BRIEF: Provide the number of lines where the word "that" occurs, and no other text.

┄┄┄┄┄┄┄┄┄┄┄┄┄┄┄┄┄┄┄┄

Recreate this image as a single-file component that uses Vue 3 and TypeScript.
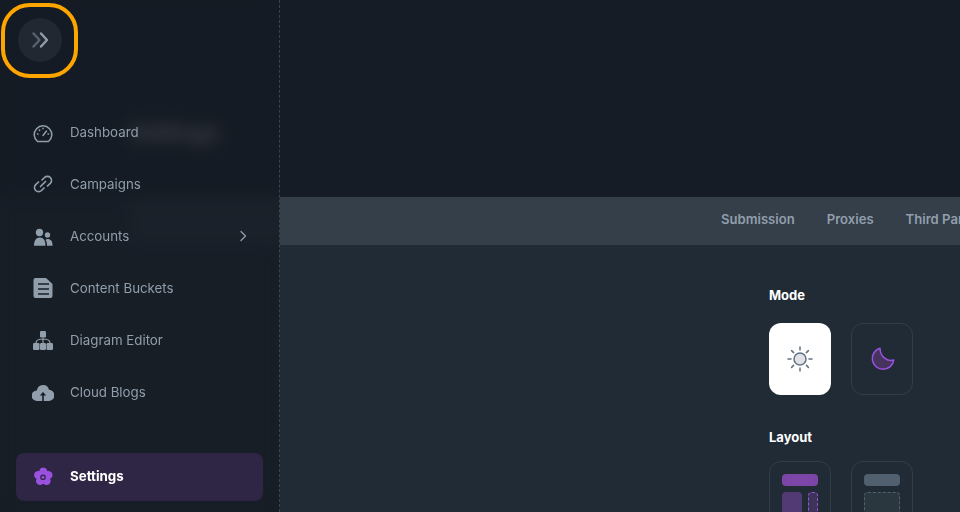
<script setup lang="ts">
const navItems = [
  { label: 'Dashboard', icon: 'gauge' },
  { label: 'Campaigns', icon: 'link' },
  { label: 'Accounts', icon: 'users', arrow: true },
  { label: 'Content Buckets', icon: 'doc' },
  { label: 'Diagram Editor', icon: 'tree' },
  { label: 'Cloud Blogs', icon: 'cloud' },
]

const tabs = ['Submission', 'Proxies', 'Third Party']
</script>

<template>
  <div class="page">
    <main class="main">
      <div class="top">
        <h1 class="title">Settings</h1>
      </div>
      <div class="tabs">
        <span v-for="tab in tabs" :key="tab" class="tab">{{ tab }}</span>
      </div>
      <div class="body">
        <h3 class="label">Mode</h3>
        <div class="tiles">
          <button class="tile tile-light">
            <svg width="26" height="26" viewBox="0 0 26 26">
              <circle cx="13" cy="13" r="6" fill="#dfe3e8" stroke="#637381" stroke-width="1.5" />
              <g stroke="#637381" stroke-width="1.5" stroke-linecap="round">
                <path d="M13 1v3M13 22v3M1 13h3M22 13h3M4.6 4.6l2 2M19.4 19.4l2 2M4.6 21.4l2-2M19.4 6.6l2-2" />
              </g>
            </svg>
          </button>
          <button class="tile">
            <svg width="26" height="26" viewBox="0 0 26 26">
              <path d="M11 2.200A10.800 10.800 0 1 0 24.800 14C19 16 11 11 11 2.200z" fill="#46345f" stroke="#9b51e0" stroke-width="1.500" stroke-linejoin="round" />
            </svg>
          </button>
        </div>
        <h3 class="label label-layout">Layout</h3>
        <div class="tiles">
          <button class="tile layout">
            <span class="bar bar-on"></span>
            <span class="split">
              <span class="block"></span>
              <span class="side"></span>
            </span>
          </button>
          <button class="tile layout">
            <span class="bar"></span>
            <span class="wide"></span>
          </button>
        </div>
      </div>
    </main>

    <aside class="sidebar">
      <div class="head">
        <button class="collapse">
          <svg width="20" height="20" viewBox="0 0 20 20" fill="none" stroke-width="2.400" stroke-linecap="round" stroke-linejoin="round">
            <path d="M3.500 3.500 9.500 10l-6 6.500" stroke="#58626e" />
            <path d="M11 3.500 17 10l-6 6.500" stroke="#919eab" />
          </svg>
        </button>
      </div>
      <nav class="nav">
        <a v-for="item in navItems" :key="item.label" class="item">
          <svg class="icon" width="22" height="22" viewBox="0 0 22 22">
            <g v-if="item.icon === 'gauge'" fill="none" stroke="#919eab" stroke-width="1.500" stroke-linecap="round" stroke-linejoin="round">
              <path d="M5.500 20.500a8.800 8.800 0 1 1 11 0z" />
              <path d="M11 14.500l3.500-4.500M5.500 13h.5M16.500 13H16M7.300 9l.4.400M11 7.300v.5" />
            </g>
            <g v-else-if="item.icon === 'link'" fill="none" stroke="#919eab" stroke-width="1.700" stroke-linecap="round">
              <path d="M10 7l2.500-2.500a4.100 4.100 0 0 1 5.800 0 4.200 4.200 0 0 1 0 5.800L15.500 13" />
              <path d="M12 15l-2.500 2.500a4.100 4.100 0 0 1-5.800 0 4.200 4.200 0 0 1 0-5.800L6.500 9" />
              <path d="M8.500 13.500l5-5" />
            </g>
            <g v-else-if="item.icon === 'users'" fill="#919eab">
              <circle cx="7.500" cy="7.500" r="3.700" />
              <circle cx="15.500" cy="10" r="2.700" />
              <path d="M2 20.800c0-5.200 2-8.300 5.800-8.300s5.700 3 5.700 8.300z" />
              <path d="M15 20.800c0-2.800-.4-4.600-1.500-6 .6-.5 1.300-.8 2.200-.8 2.900 0 4.800 2.300 4.800 5.500v1.300z" />
            </g>
            <path v-else-if="item.icon === 'doc'" fill="#919eab" fill-rule="evenodd" d="M1.500 3A2 2 0 0 1 3.500 1H14l6.500 6v12a2 2 0 0 1-2 2h-15a2 2 0 0 1-2-2zM6 6.300v1.500h11V6.300zm0 5v1.500h11v-1.500zm0 5v1.500h11v-1.500z" />
            <g v-else-if="item.icon === 'tree'" fill="#919eab">
              <rect x="8" y="2" width="6" height="6.500" rx="1.200" />
              <rect x="1" y="14" width="6.500" height="7" rx="1.200" />
              <rect x="8" y="14" width="6" height="7" rx="1.200" />
              <rect x="14.500" y="14" width="6.500" height="7" rx="1.200" />
              <path d="M4 14c0-3 3-4 7-4s7 1 7 4M11 8.500V14" fill="none" stroke="#919eab" stroke-width="1.200" />
            </g>
            <path v-else-if="item.icon === 'cloud'" fill="#919eab" fill-rule="evenodd" d="M11 4a6 6 0 0 1 6 4.800A5.200 5.200 0 0 1 16.500 20H5a5.200 5.200 0 0 1-.2-10.500A6.500 6.500 0 0 1 11 4zM10.200 20h1.600v-5.500h2.400L11 11l-3.200 3.500h2.400z" />
          </svg>
          <span class="text">{{ item.label }}</span>
          <svg v-if="item.arrow" class="arrow" width="16" height="16" viewBox="0 0 16 16">
            <path d="M6 3.500 10.500 8 6 12.500" fill="none" stroke="#919eab" stroke-width="1.300" stroke-linecap="round" stroke-linejoin="round" />
          </svg>
        </a>
        <a class="item active">
          <svg class="icon" width="22" height="22" viewBox="0 0 22 22">
            <path fill="#9b51e0" fill-rule="evenodd" d="M11 1.500c2.500 0 4.200 1.700 4.300 3.700 2-.5 4.300.5 5 2.600.7 2.200-.4 4.200-2.300 5 1.100 1.800.9 4.200-.9 5.500-1.900 1.400-4.400.9-5.800-.7-1.400 1.600-3.900 2-5.700.7-1.800-1.300-2.100-3.700-1-5.500-1.900-.8-3-2.800-2.300-5 .7-2.100 3-3.100 5-2.600.1-2 1.700-3.700 4-3.700zM11 8.500a2.800 2.800 0 1 0 0 5.600 2.800 2.800 0 0 0 0-5.600z" />
            <circle cx="11" cy="11.300" r="1.500" fill="#9b51e0" />
          </svg>
          <span class="text">Settings</span>
        </a>
      </nav>
      <span class="highlight"></span>
    </aside>
  </div>
</template>

<style>
html,
body {
  margin: 0;
  background: #212b36;
}
</style>

<style scoped>
.page {
  position: relative;
  width: 960px;
  height: 512px;
  overflow: hidden;
  font-family: Inter, "Noto Sans", sans-serif;
  background: #212b36;
}

.main {
  margin-left: 130px;
  display: flex;
  flex-direction: column;
  height: 512px;
  background: #212b36;
}

.top {
  height: 197px;
  flex: none;
  box-sizing: border-box;
  padding-top: 118px;
  margin-left: -130px;
  padding-left: 130px;
  background: #151c25;
}

.title {
  margin: 0;
  font-size: 22px;
  line-height: 28px;
  font-weight: 700;
  color: #fff;
}

.tabs {
  height: 48px;
  flex: none;
  box-sizing: border-box;
  display: flex;
  align-items: center;
  gap: 32px;
  padding: 0 0 4px 591px;
  background: #343f4a;
  white-space: nowrap;
  overflow: hidden;
}

.tab {
  font-size: 13.1px;
  font-weight: 600;
  color: #919eab;
}

.body {
  padding: 42px 0 0 639px;
}

.label {
  margin: 0 0 20px;
  font-size: 13px;
  line-height: 16px;
  font-weight: 700;
  color: #fff;
}

.label-layout {
  margin: 34px 0 16px;
}

.tiles {
  display: flex;
  gap: 20px;
}

.tile {
  width: 62px;
  height: 72px;
  flex: none;
  box-sizing: border-box;
  display: flex;
  align-items: center;
  justify-content: center;
  padding: 0;
  border: 1px solid rgba(145, 158, 171, 0.16);
  border-radius: 12px;
  background: transparent;
}

.tile-light {
  border: none;
  background: #fff;
}

.layout {
  flex-direction: column;
  justify-content: flex-start;
  gap: 6px;
  padding-top: 12px;
}

.bar {
  width: 36px;
  height: 12px;
  flex: none;
  border-radius: 4px;
  background: #50606e;
}

.bar-on {
  background: #7e45a8;
}

.split {
  width: 36px;
  height: 42px;
  flex: none;
  display: flex;
  gap: 6px;
}

.block {
  width: 20px;
  border-radius: 4px;
  background: #523a75;
}

.side {
  width: 10px;
  box-sizing: border-box;
  border: 1px dashed #9b51e0;
  border-radius: 4px;
  background: #3e3358;
}

.wide {
  width: 36px;
  height: 42px;
  flex: none;
  box-sizing: border-box;
  border: 1px dashed #50606e;
  border-radius: 4px;
  background: #2a373f;
}

.sidebar {
  position: absolute;
  top: 0;
  left: 0;
  bottom: 0;
  width: 280px;
  box-sizing: border-box;
  padding: 0 16px;
  border-right: 1px dashed rgba(145, 158, 171, 0.3);
  background: rgba(22, 28, 36, 0.84);
  backdrop-filter: blur(8px);
}

.head {
  height: 108px;
  box-sizing: border-box;
  padding: 18px 0 0 2px;
}

.collapse {
  width: 44px;
  height: 44px;
  display: flex;
  align-items: center;
  justify-content: center;
  padding: 0;
  border: none;
  border-radius: 50%;
  background: #212831;
}

.nav {
  display: flex;
  flex-direction: column;
  gap: 4px;
}

.item {
  height: 48px;
  display: flex;
  align-items: center;
  padding: 0 12px 0 16px;
  border-radius: 8px;
  color: #919eab;
  font-size: 13.3px;
  font-weight: 400;
}

.icon {
  flex: none;
  margin-right: 16px;
}

.text {
  flex: 1;
}

.arrow {
  flex: none;
}

.active {
  margin-top: 33px;
  background: #2f2544;
  color: #fff;
  font-weight: 700;
}

.active .text {
  padding-bottom: 2px;
}

.highlight {
  position: absolute;
  left: 1px;
  top: 3px;
  width: 77px;
  height: 75px;
  box-sizing: border-box;
  border: 4px solid #ffa500;
  border-radius: 29px;
}
</style>
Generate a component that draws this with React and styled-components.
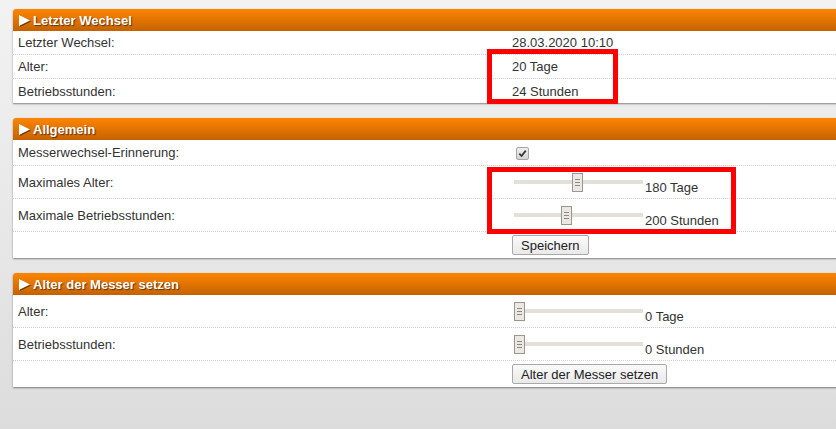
import styled, { createGlobalStyle } from 'styled-components';

const GlobalStyle = createGlobalStyle`
  html, body {
    margin: 0;
    height: 100%;
    overflow: hidden;
  }
  body {
    background: linear-gradient(to bottom, #f2f2f2 0%, #e6e6e6 60%, #dcdcdc 100%);
    font-family: "Liberation Sans", Arial, sans-serif;
    font-size: 13px;
    color: #333;
  }
`;

const Page = styled.div`
  position: relative;
  padding: 9px 0 0 13px;
  display: flex;
  flex-direction: column;
  gap: 15px;
`;

const Panel = styled.section`
  margin-right: -40px;
  background: #fff;
  border-radius: 3px 3px 0 0;
  box-shadow: 0 1px 2px rgba(0, 0, 0, 0.45);
`;

const PanelHeader = styled.div`
  display: flex;
  align-items: center;
  height: 22px;
  padding-left: 6px;
  border-radius: 3px 3px 0 0;
  background: linear-gradient(to bottom, #fd8500 0%, #e27400 50%, #c46200 100%);
  color: #fff;
  font-weight: bold;
  font-size: 13px;
  text-shadow: 1px 1px 1px rgba(0, 0, 0, 0.55);

  svg {
    margin-right: 3px;
    filter: drop-shadow(1px 1px 0.5px rgba(0, 0, 0, 0.5));
  }
`;

const Row = styled.div`
  display: grid;
  grid-template-columns: 499px 1fr;
  align-items: center;
  height: ${(p) => p.$h}px;
  box-sizing: border-box;
  border-bottom: ${(p) => (p.$last ? 'none' : '1px dotted #cfcfcf')};
`;

const Label = styled.div`
  padding-left: 5px;
`;

const Value = styled.div`
  display: flex;
  align-items: center;
`;

const CheckBox = styled.span`
  display: inline-flex;
  align-items: center;
  justify-content: center;
  width: 11px;
  height: 11px;
  margin: 1px 0 0 4px;
  border: 1px solid #a5a5a5;
  border-radius: 2px;
  background: linear-gradient(to bottom, #f0f0f0, #d4d4d4);
`;

const SliderField = styled.div`
  display: inline-flex;
  align-items: flex-end;
`;

const Track = styled.div`
  position: relative;
  width: 129px;
  height: 19px;
  margin-left: 2px;

  &::before {
    content: '';
    position: absolute;
    left: 0;
    right: 0;
    top: 7px;
    height: 4px;
    background: #e3dfd9;
  }
`;

const Thumb = styled.div`
  position: absolute;
  top: 0;
  width: 9px;
  height: 17px;
  border: 1px solid #9b9690;
  background: #ebe8e4;
  display: flex;
  flex-direction: column;
  align-items: center;
  justify-content: center;
  gap: 2px;

  span {
    width: 5px;
    height: 1px;
    background: #8d8a86;
  }
`;

const SliderText = styled.span`
  margin-left: 2px;
  line-height: 15px;
  margin-bottom: -3px;
`;

const Button = styled.button`
  font-family: "Liberation Sans", Arial, sans-serif;
  font-size: 13px;
  color: #222;
  height: 20px;
  padding: 0 8px;
  border: 1px solid #a9a9a9;
  border-radius: 2px;
  background: linear-gradient(to bottom, #fafafa, #e9e9e9);
`;

const Marker = styled.div`
  position: absolute;
  border: 5px solid #ff0000;
  box-sizing: border-box;
  pointer-events: none;
`;

const Slider = ({ value, max, unit }) => (
  <SliderField>
    <Track>
      <Thumb style={{ left: `${(value / max) * 118}px` }}>
        <span />
        <span />
        <span />
      </Thumb>
    </Track>
    <SliderText>
      {value} {unit}
    </SliderText>
  </SliderField>
);

const Header = ({ children }) => (
  <PanelHeader>
    <svg width="11" height="11" viewBox="0 0 11 11">
      <polygon points="0,0 11,5.5 0,11" fill="#fff" />
    </svg>
    {children}
  </PanelHeader>
);

const App = () => (
  <>
    <GlobalStyle />
    <Page>
      <Panel>
        <Header>Letzter Wechsel</Header>
        <Row $h={24}>
          <Label>Letzter Wechsel:</Label>
          <Value>28.03.2020 10:10</Value>
        </Row>
        <Row $h={24}>
          <Label>Alter:</Label>
          <Value>20 Tage</Value>
        </Row>
        <Row $h={24} $last>
          <Label>Betriebsstunden:</Label>
          <Value>24 Stunden</Value>
        </Row>
      </Panel>

      <Panel>
        <Header>Allgemein</Header>
        <Row $h={26}>
          <Label>Messerwechsel-Erinnerung:</Label>
          <Value>
            <CheckBox>
              <svg width="9" height="9" viewBox="0 0 10 10">
                <path d="M1.5 5.2 L4 7.8 L8.6 1.8" fill="none" stroke="#333" strokeWidth="1.9" />
              </svg>
            </CheckBox>
          </Value>
        </Row>
        <Row $h={33}>
          <Label>Maximales Alter:</Label>
          <Value>
            <Slider value={180} max={365} unit="Tage" />
          </Value>
        </Row>
        <Row $h={33}>
          <Label>Maximale Betriebsstunden:</Label>
          <Value>
            <Slider value={200} max={500} unit="Stunden" />
          </Value>
        </Row>
        <Row $h={26} $last>
          <Label />
          <Value>
            <Button>Speichern</Button>
          </Value>
        </Row>
      </Panel>

      <Panel>
        <Header>Alter der Messer setzen</Header>
        <Row $h={33}>
          <Label>Alter:</Label>
          <Value>
            <Slider value={0} max={365} unit="Tage" />
          </Value>
        </Row>
        <Row $h={33}>
          <Label>Betriebsstunden:</Label>
          <Value>
            <Slider value={0} max={500} unit="Stunden" />
          </Value>
        </Row>
        <Row $h={26} $last>
          <Label />
          <Value>
            <Button>Alter der Messer setzen</Button>
          </Value>
        </Row>
      </Panel>

      <Marker style={{ left: 487, top: 49, width: 131, height: 55 }} />
      <Marker style={{ left: 487, top: 167, width: 249, height: 67 }} />
    </Page>
  </>
);

export default App;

┄┄┄┄┄┄┄┄┄┄┄┄┄┄┄┄┄┄┄┄

FINISHED ANSWER: 2